## To be done
Restate the span of lines that starts with the line containing "Reproduce this screenshot" and ends with the line containing "fontFamily: 'Inter, sans-serif'", word for word, including both, with nothing else.

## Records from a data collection

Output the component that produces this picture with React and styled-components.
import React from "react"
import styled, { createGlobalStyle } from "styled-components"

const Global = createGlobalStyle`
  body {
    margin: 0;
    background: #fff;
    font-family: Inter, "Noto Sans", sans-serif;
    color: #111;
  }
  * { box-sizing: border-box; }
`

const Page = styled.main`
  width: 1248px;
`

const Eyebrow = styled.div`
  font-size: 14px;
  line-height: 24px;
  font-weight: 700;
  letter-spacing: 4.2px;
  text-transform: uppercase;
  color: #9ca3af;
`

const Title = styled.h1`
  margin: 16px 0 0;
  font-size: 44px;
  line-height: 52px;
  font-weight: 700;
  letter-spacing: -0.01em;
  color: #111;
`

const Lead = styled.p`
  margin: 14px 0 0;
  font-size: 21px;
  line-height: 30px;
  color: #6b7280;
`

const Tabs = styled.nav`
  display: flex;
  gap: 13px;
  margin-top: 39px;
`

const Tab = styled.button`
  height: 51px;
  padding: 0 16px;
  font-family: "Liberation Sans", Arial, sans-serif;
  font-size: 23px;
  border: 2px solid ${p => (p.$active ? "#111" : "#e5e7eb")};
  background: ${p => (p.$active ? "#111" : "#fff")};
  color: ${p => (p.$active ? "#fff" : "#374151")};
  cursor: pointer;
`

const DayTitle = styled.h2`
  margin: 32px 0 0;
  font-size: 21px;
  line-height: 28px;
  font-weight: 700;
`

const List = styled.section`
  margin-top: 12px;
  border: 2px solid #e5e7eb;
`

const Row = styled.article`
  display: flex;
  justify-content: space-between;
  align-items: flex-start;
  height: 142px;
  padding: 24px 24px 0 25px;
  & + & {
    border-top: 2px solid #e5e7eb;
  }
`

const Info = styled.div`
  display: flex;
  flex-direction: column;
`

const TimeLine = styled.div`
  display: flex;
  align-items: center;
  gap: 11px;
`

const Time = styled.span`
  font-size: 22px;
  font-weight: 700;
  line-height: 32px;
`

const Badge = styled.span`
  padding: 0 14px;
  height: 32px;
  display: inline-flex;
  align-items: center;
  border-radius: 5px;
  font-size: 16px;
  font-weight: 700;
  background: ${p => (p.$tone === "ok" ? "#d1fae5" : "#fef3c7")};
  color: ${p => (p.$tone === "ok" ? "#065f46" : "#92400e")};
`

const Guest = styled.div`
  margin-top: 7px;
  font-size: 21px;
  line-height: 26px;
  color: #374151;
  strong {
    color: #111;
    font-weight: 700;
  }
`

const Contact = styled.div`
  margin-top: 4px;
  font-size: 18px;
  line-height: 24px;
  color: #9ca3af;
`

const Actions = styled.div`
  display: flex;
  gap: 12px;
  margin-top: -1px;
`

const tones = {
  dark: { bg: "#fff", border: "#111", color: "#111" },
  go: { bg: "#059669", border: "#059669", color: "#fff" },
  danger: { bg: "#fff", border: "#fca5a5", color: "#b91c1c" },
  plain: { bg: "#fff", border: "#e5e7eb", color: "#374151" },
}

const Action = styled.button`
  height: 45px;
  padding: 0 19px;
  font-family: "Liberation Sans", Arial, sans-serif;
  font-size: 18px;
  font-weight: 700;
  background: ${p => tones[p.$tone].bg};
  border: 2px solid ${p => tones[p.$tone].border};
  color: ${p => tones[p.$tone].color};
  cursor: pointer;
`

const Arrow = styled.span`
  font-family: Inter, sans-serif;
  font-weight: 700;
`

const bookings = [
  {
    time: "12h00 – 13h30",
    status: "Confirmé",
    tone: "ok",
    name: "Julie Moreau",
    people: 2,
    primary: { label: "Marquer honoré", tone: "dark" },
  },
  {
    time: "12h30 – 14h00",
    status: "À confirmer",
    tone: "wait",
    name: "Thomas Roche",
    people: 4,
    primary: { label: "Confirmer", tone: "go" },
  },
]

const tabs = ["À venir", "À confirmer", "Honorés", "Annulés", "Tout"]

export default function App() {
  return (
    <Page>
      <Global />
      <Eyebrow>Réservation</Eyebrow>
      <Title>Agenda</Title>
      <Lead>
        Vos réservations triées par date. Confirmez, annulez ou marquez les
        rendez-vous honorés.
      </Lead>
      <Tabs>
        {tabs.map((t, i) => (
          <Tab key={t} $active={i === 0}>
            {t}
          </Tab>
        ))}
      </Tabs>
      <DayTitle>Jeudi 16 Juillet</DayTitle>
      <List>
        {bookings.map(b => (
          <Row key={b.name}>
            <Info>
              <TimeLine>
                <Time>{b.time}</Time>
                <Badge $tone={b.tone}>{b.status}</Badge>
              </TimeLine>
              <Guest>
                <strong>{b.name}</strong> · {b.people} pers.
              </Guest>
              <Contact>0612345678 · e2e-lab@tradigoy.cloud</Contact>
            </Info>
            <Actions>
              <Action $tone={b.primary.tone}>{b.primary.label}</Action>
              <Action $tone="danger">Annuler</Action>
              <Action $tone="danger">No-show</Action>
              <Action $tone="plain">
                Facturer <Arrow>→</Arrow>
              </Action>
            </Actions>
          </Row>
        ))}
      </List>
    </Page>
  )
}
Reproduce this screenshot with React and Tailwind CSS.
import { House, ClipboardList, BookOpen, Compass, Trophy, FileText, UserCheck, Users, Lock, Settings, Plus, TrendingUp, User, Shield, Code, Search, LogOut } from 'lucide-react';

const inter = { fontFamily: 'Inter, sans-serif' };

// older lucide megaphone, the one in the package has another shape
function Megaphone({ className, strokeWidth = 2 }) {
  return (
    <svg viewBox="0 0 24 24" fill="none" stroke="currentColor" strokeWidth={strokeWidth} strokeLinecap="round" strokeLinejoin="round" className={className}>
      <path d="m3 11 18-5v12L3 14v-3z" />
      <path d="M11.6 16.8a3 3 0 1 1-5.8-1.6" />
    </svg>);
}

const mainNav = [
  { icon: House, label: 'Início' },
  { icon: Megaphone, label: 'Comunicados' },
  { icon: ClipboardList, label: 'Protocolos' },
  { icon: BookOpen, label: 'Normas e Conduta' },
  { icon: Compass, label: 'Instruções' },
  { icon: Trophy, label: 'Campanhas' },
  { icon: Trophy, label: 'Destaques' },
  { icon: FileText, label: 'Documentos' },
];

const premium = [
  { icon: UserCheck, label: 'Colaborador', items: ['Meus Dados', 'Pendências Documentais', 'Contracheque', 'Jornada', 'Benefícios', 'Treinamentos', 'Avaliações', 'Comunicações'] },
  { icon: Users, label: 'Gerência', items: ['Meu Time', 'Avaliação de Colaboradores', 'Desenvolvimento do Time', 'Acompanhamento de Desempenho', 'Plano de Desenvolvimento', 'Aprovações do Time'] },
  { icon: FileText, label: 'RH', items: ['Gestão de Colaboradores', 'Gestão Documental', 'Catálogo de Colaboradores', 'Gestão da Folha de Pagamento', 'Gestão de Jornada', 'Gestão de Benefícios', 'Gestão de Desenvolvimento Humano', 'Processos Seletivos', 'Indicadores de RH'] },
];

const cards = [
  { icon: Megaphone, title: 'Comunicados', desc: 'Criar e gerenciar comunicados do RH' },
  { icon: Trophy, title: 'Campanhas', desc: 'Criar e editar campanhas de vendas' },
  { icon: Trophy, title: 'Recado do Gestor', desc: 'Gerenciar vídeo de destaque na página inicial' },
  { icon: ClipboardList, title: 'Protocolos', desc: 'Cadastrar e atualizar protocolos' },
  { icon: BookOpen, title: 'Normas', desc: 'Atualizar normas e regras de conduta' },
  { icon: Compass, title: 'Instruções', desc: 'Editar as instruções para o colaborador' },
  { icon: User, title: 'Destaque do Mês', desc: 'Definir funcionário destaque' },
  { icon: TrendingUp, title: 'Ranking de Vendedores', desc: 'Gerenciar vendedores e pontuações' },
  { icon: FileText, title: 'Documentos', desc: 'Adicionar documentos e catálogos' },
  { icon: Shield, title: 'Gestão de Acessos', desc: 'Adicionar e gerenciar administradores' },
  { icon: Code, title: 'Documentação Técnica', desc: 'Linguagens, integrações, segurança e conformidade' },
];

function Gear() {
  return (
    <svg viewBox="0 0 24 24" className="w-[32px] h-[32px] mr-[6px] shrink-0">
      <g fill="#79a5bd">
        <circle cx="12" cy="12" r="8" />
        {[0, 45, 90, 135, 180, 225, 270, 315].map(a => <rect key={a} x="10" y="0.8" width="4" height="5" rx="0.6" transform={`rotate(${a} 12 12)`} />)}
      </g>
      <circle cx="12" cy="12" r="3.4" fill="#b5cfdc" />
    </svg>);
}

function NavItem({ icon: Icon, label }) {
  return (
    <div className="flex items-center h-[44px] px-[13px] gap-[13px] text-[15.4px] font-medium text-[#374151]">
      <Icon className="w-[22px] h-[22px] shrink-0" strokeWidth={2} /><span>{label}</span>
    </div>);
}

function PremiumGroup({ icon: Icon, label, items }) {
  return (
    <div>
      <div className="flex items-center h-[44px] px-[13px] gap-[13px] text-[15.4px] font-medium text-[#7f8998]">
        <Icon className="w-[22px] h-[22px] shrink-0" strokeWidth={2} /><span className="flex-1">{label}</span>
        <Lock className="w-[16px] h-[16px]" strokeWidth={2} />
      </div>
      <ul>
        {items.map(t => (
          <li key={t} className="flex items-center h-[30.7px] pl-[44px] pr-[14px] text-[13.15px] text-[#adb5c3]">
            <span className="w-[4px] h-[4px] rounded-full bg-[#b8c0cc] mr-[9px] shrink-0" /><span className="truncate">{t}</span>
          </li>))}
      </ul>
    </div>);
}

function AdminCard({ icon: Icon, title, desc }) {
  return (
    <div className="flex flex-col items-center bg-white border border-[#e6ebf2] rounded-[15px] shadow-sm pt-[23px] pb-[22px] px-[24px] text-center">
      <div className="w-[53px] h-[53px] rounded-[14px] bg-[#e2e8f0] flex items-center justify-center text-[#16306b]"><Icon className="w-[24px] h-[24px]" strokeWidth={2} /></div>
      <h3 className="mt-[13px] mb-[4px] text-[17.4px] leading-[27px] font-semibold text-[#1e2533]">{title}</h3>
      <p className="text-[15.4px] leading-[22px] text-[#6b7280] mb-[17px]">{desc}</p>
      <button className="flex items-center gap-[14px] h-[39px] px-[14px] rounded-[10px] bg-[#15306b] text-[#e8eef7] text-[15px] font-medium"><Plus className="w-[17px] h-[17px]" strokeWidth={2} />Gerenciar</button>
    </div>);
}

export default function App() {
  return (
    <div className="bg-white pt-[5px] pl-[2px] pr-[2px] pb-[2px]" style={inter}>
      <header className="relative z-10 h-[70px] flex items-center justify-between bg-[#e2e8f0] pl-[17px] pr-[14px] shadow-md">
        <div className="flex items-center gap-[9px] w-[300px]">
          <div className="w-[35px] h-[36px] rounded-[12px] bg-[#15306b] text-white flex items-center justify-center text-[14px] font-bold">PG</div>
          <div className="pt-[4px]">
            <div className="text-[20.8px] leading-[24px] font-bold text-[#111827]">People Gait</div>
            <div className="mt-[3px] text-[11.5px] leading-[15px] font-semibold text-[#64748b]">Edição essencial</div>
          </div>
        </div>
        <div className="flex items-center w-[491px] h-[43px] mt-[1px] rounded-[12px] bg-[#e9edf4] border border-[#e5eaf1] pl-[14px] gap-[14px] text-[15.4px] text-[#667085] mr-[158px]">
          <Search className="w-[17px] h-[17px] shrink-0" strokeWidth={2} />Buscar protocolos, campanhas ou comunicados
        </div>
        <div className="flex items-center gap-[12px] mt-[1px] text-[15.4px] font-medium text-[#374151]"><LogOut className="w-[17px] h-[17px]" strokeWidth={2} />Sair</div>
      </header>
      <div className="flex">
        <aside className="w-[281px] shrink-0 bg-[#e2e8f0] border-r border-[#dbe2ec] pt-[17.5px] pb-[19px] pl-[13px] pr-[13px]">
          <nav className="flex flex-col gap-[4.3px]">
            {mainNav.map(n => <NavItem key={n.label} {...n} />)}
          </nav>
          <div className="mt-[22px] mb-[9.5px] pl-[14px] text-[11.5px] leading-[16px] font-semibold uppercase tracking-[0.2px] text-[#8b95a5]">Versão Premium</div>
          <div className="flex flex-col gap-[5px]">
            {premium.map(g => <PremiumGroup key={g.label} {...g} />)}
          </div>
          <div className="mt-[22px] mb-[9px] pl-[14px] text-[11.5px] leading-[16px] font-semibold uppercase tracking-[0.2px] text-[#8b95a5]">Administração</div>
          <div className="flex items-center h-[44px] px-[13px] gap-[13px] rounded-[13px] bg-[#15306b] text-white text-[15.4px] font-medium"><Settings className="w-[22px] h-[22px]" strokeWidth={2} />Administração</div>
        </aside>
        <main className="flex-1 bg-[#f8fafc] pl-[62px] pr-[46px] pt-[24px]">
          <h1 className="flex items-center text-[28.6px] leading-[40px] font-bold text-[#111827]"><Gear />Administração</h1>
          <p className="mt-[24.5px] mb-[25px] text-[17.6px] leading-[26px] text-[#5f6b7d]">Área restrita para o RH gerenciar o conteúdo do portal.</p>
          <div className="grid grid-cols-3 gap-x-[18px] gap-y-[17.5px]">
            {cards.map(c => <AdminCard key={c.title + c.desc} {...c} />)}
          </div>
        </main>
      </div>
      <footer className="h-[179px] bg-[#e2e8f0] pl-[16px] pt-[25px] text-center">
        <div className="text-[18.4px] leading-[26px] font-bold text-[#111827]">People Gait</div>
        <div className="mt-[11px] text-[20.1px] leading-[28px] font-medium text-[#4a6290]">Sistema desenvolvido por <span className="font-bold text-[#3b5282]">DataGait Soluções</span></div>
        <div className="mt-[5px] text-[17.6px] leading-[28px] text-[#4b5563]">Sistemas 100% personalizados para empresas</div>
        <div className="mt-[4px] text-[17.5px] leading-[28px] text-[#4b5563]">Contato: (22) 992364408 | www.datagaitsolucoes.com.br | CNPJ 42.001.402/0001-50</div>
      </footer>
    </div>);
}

## Right answer
Reproduce this screenshot with React and Tailwind CSS.
import { House, ClipboardList, BookOpen, Compass, Trophy, FileText, UserCheck, Users, Lock, Settings, Plus, TrendingUp, User, Shield, Code, Search, LogOut } from 'lucide-react';

const inter = { fontFamily: 'Inter, sans-serif' };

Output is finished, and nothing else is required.